It’s difficult for data and technology companies to fully service financial institutions’ front-to-back operations when behemoth providers are offering closely integrated capabilities at scale already.
Clearwater Analytics, however, has a strategy that it believes will work not by necessarily competing with the big aggregators, but by working with them and filling gaps that they don’t have the economies of scale to provide.
The Boise, Idaho-based company that has built a formidable reputation on its investing, accounting and reporting technology for insurance and asset management clients is in the process of acquiring more companies as part of an expansion that will extend its capabilities to the front and middle-offices. Multi-asset class risk modelling provider Beacon and insurance portfolio visualisation tool Bistro are seen as complementing Clearwater’s core services as well as those of other recent acquisitions – Wilshire Analytics, an equities and fixed-income risk management business, pre-trade front-office platform Enfusion, and French portfolio management provider JUMP Technology.
While there is already a high degree of interoperability between the businesses that will enable Clearwater to provide the backbone for a full-service offering, the company will continue to offer component pieces as standalone services to clients, including those who already use the big integrated companies.
“A lot of our customers, including some of the largest insurance companies and asset managers, have long-standing relationships with those big firms… ,” Clearwater Chief Strategy Officer Shane Akeroyd told Data Management Insightfrom Hong Kong.
“We are an ambitious company and we are going to have to work within the system and with our partners where those relationships are well established and working well”
Adjacent Opportunities
Beacon has been acquired to give Clearwater an even larger presence in the alternative assets space into which its established customers in the insurance sector are increasingly investing.

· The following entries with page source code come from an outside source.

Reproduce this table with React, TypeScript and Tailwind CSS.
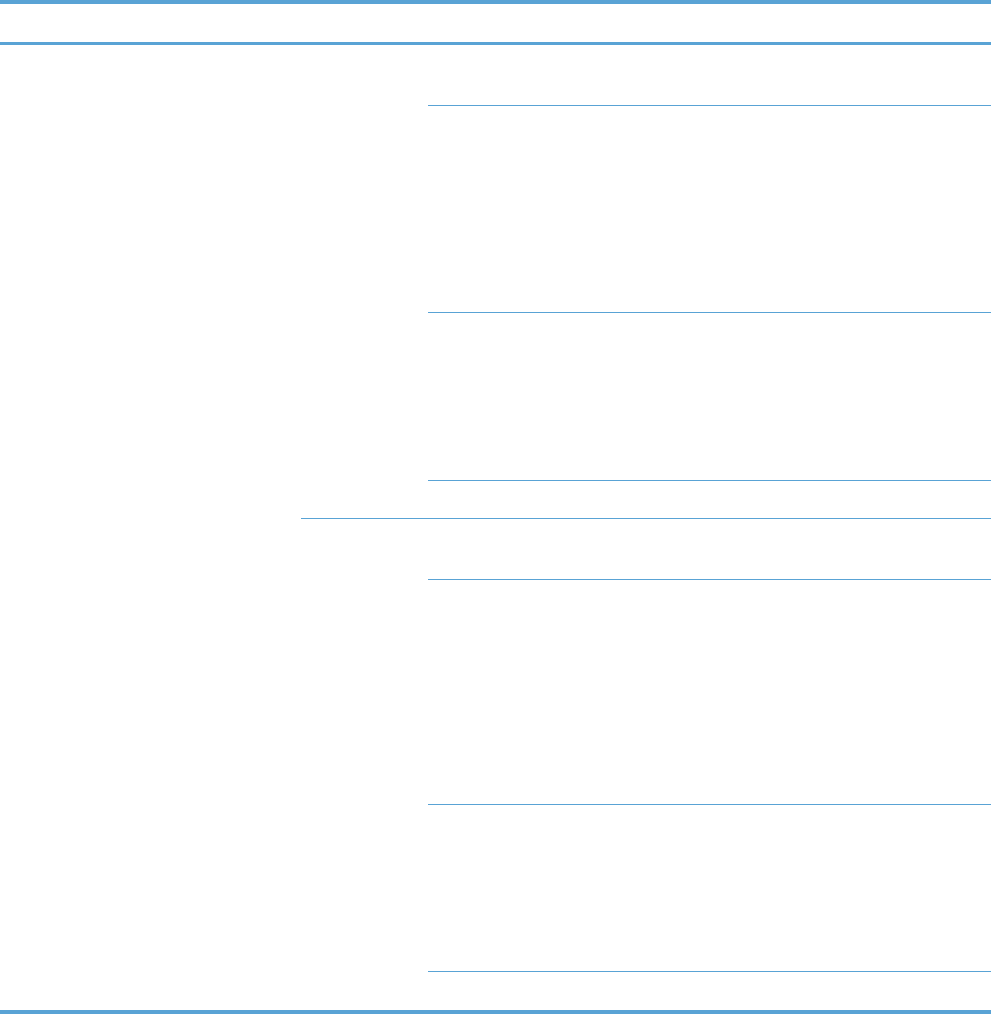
const line = 'border-[#59a3d5]';

function SubRows({ heights }: { heights: number[] }) {
  return (
    <div className="flex flex-1 flex-col">
      {heights.map((h, i) => (
        <div
          key={i}
          className={i < heights.length - 1 ? `border-b ${line}` : ''}
          style={{ height: h }}
        />
      ))}
    </div>
  );
}

function Group({ heights, divider }: { heights: number[]; divider?: boolean }) {
  return (
    <div className={`flex ${divider ? `border-b ${line}` : ''}`}>
      <div className="w-[127px] shrink-0" />
      <SubRows heights={heights} />
    </div>
  );
}

export default function App() {
  return (
    <div className="w-[991px] bg-white">
      {/* Header */}
      <div className={`h-[45px] border-t-4 border-b-[3px] ${line}`} />

      {/* Body */}
      <div className="flex">
        <div className="w-[301px] shrink-0" />
        <div className="flex flex-1 flex-col">
          <Group heights={[61, 207, 168, 37]} divider />
          <Group heights={[61, 225, 167, 38]} />
        </div>
      </div>

      <div className={`h-1 border-t-4 ${line}`} />
    </div>
  );
}
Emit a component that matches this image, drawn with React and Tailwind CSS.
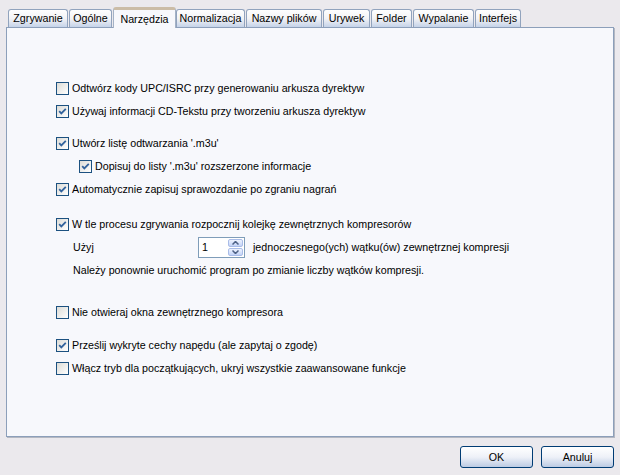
import { useState } from 'react';

const tabs = [
  { label: 'Zgrywanie', w: 'w-[61px]' },
  { label: 'Ogólne', w: 'w-[44px]' },
  { label: 'Narzędzia', w: 'w-[63px]', active: true },
  { label: 'Normalizacja', w: 'w-[70px]' },
  { label: 'Nazwy plików', w: 'w-[77px]' },
  { label: 'Urywek', w: 'w-[48px]' },
  { label: 'Folder', w: 'w-[42px]' },
  { label: 'Wypalanie', w: 'w-[62px]' },
  { label: 'Interfejs', w: 'w-[47px]' },
];

function CheckBox({ checked, onChange }) {
  return (
    <button
      onClick={onChange}
      className="w-[13px] h-[13px] shrink-0 border border-[#1c5180] bg-gradient-to-br from-[#dcdcd7] to-[#ffffff] flex items-center justify-center"
    >
      {checked && (
        <svg width="9" height="9" viewBox="0 0 9 9">
          <path d="M1.2 4.2 L3.3 6.4 L7.8 1.8" fill="none" stroke="#31629c" strokeWidth="1.8" />
        </svg>
      )}
    </button>
  );
}

function Option({ label, initial, indent, className = '' }) {
  const [on, setOn] = useState(initial);
  return (
    <div className={`flex items-center h-[23px] gap-[3px] ${indent ? 'pl-[23px]' : ''} ${className}`}>
      <CheckBox checked={on} onChange={() => setOn(!on)} />
      <span className="whitespace-nowrap">{label}</span>
    </div>
  );
}

function Spinner() {
  const [value, setValue] = useState(1);
  return (
    <div className="w-[47px] h-[21px] border border-[#7f9db9] bg-white flex items-center justify-between pl-[3px] pr-[1px]">
      <span>{value}</span>
      <div className="flex flex-col gap-[1px]">
        <button
          onClick={() => setValue(value + 1)}
          className="w-[15px] h-[8px] rounded-[2px] border border-[#a9bce8] bg-gradient-to-b from-[#eef3ff] to-[#c3d3f7] flex items-center justify-center"
        >
          <svg width="7" height="4" viewBox="0 0 7 4"><path d="M0.5 3.5 L3.5 0.5 L6.5 3.5" fill="none" stroke="#4d6185" strokeWidth="1.5" /></svg>
        </button>
        <button
          onClick={() => setValue(Math.max(1, value - 1))}
          className="w-[15px] h-[8px] rounded-[2px] border border-[#a9bce8] bg-gradient-to-b from-[#eef3ff] to-[#c3d3f7] flex items-center justify-center"
        >
          <svg width="7" height="4" viewBox="0 0 7 4"><path d="M0.5 0.5 L3.5 3.5 L6.5 0.5" fill="none" stroke="#4d6185" strokeWidth="1.5" /></svg>
        </button>
      </div>
    </div>
  );
}

function XpButton({ children }) {
  return (
    <button className="w-[73px] h-[22px] rounded-[3px] border border-[#003c74] bg-gradient-to-b from-[#ffffff] via-[#eef1f8] to-[#bccbe3] text-black">
      {children}
    </button>
  );
}

export default function App() {
  return (
    <div className="w-[620px] h-[475px] bg-[#ebe9ed] text-[10.7px] text-black font-['Liberation_Sans',Arial,sans-serif] pt-[7px] px-[6px] flex flex-col">
      {/* tab strip */}
      <div className="flex items-end pl-[2px] h-[20px]">
        {tabs.map((t) =>
          t.active ? (
            <div
              key={t.label}
              className={`${t.w} h-[21px] -mb-[1px] relative z-10 bg-[#f7f8fc] border-t-[3px] border-t-[#cbbca6] border-x border-x-[#a4b2c6] rounded-t-[3px] flex items-center justify-center`}
            >
              {t.label}
            </div>
          ) : (
            <div key={t.label} className={`${t.w} h-[18px] pr-[1px]`}>
              <div className="h-full rounded-t-[3px] border border-b-0 border-[#91a3bd] bg-gradient-to-b from-[#fefefe] via-[#f3f3f5] to-[#c5d3e9] flex items-center justify-center">
                {t.label}
              </div>
            </div>
          )
        )}
      </div>

      {/* panel */}
      <div className="h-[410px] border border-[#8c9fba] bg-[#f7f8fc] shadow-[1px_1px_0_#b4b8c2] pt-[49px] pl-[49px] flex flex-col">
        <Option label="Odtwórz kody UPC/ISRC przy generowaniu arkusza dyrektyw" initial={false} />
        <Option label="Używaj informacji CD-Tekstu przy tworzeniu arkusza dyrektyw" initial={true} />
        <Option label="Utwórz listę odtwarzania '.m3u'" initial={true} className="mt-[9px]" />
        <Option label="Dopisuj do listy '.m3u' rozszerzone informacje" initial={true} indent />
        <Option label="Automatycznie zapisuj sprawozdanie po zgraniu nagrań" initial={true} />
        <Option label="W tle procesu zgrywania rozpocznij kolejkę zewnętrznych kompresorów" initial={true} className="mt-[12px]" />
        <div className="flex items-center h-[23px] pl-[17px]">
          <span className="w-[125px]">Użyj</span>
          <Spinner />
          <span className="ml-[8px] whitespace-nowrap">jednoczesnego(ych) wątku(ów) zewnętrznej kompresji</span>
        </div>
        <div className="flex items-center h-[23px] pl-[17px]">
          Należy ponownie uruchomić program po zmianie liczby wątków kompresji.
        </div>
        <Option label="Nie otwieraj okna zewnętrznego kompresora" initial={false} className="mt-[19px]" />
        <Option label="Prześlij wykryte cechy napędu (ale zapytaj o zgodę)" initial={true} className="mt-[10px]" />
        <Option label="Włącz tryb dla początkujących, ukryj wszystkie zaawansowane funkcje" initial={false} />
      </div>

      {/* buttons */}
      <div className="flex justify-end gap-[8px] mt-[9px]">
        <XpButton>OK</XpButton>
        <XpButton>Anuluj</XpButton>
      </div>
    </div>
  );
}
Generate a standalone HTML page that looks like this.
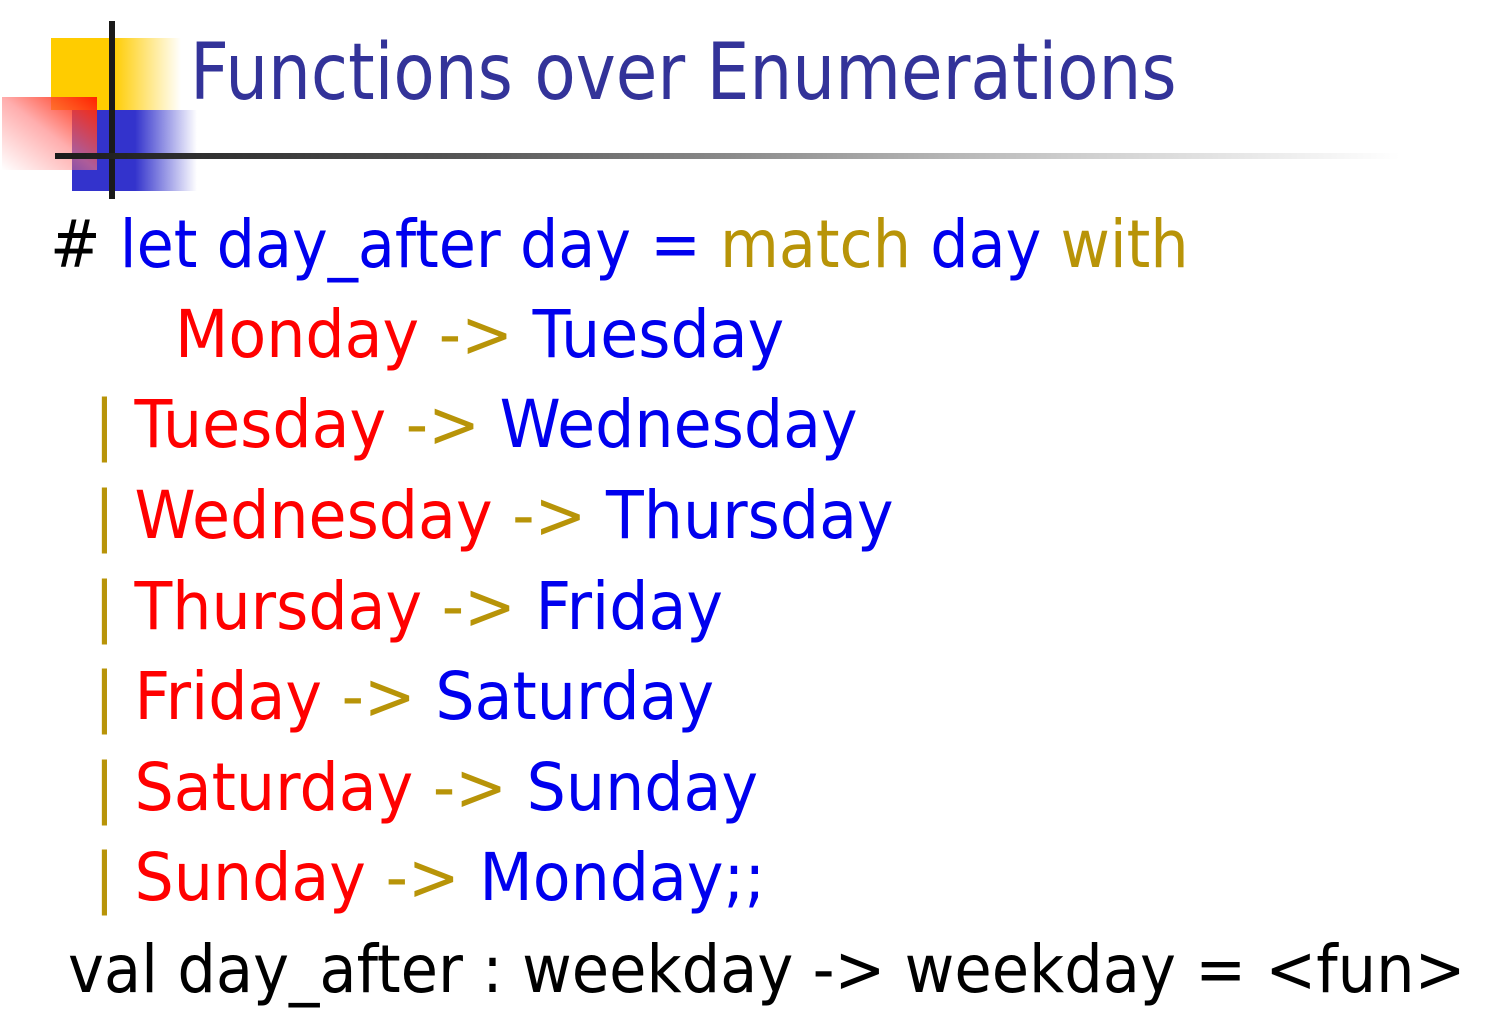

Being able to offer capabilities in private equity and credit, hedge funds, derivatives and other esoteric assets, Clearwater hopes to capitalise on institutional investors’ diversification strategies that they’re employing as a hedge against increasingly low-yield and volatile capital markets.
Beacon has been a key part of fixed-income fund giant PIMCO’s technology estate since 2018 and is also an important element of alternative asset manager Blackstone’s technological plumbing.
“We have a desire to do more in alternatives, and that continues, but more importantly we want to meet the needs of our customers to handle more and more complex portfolios,” Akeroyd said.
Bistro, whose sale was concluded late in March, was developed by Blackstone as its in-house insurance and credit business portfolio visualisation tool. It already integrates data and analytics from Clearwater and Beacon and so was seen as a suitable addition to the line-up.
Logical Moves
Akeroyd said there are multiple rationales behind the acquisitions. Chief among them is the ability to offer a higher-value proposition to its customers; total investment management technology spend is estimated to be quadruple that of investment accounting technology, Clearwater’s core activity, he said.
As well, the new purchases will give Clearwater, which derives four-fifths of its business from the US, a broader international reach. Enfusion has a strong Asian presence, while Beacon has a global client base. A wide international base also means the company can work better with the large data and technology integrators, who all have a global footprint.
The accumulation of acquisitions by parent companies can lead to a data management headache as engineers attempt to knit together disparate systems and data models. For Clearwater, however, this has largely been mitigated because data integration is a core Clearwater competency and many of the individual businesses were closely integrated anyway, Akeroyd said.
“A significant part of the Bistro activity was Beacon related and vice versa,” he said. “And in fact, Blackstone was a shareholder in Beacon, and that is why we were running those acquisitions in parallel, because there was that connectivity.
“A lot of that connectivity, business logic between the businesses was already there.”
Nevertheless, Clearwater is looking to build a more flexible data model to optimise and strengthen governance between the separate businesses and their security masters. It is also taking the opportunity to assess where duplicate data feeds can be rationalised so that the data ingestion can be optimized
Growth Plan
A well as setting Clearwater on a path of diversification across the financial enterprise and geographic expansion, the new acquisitions have also offered the opportunity to tap into other parts of the financial ecosystem. While its core business is focussed on servicing the investment needs of insurers and their asset managers, the company sees new routes to embracing the asset management needs of other asset owners, including pension funds and endowments.
“It always takes time to build a full service offering but this is one of the fastest growing parts of our business and we will have a very interesting position in the not too distant future,” Akeroyd said.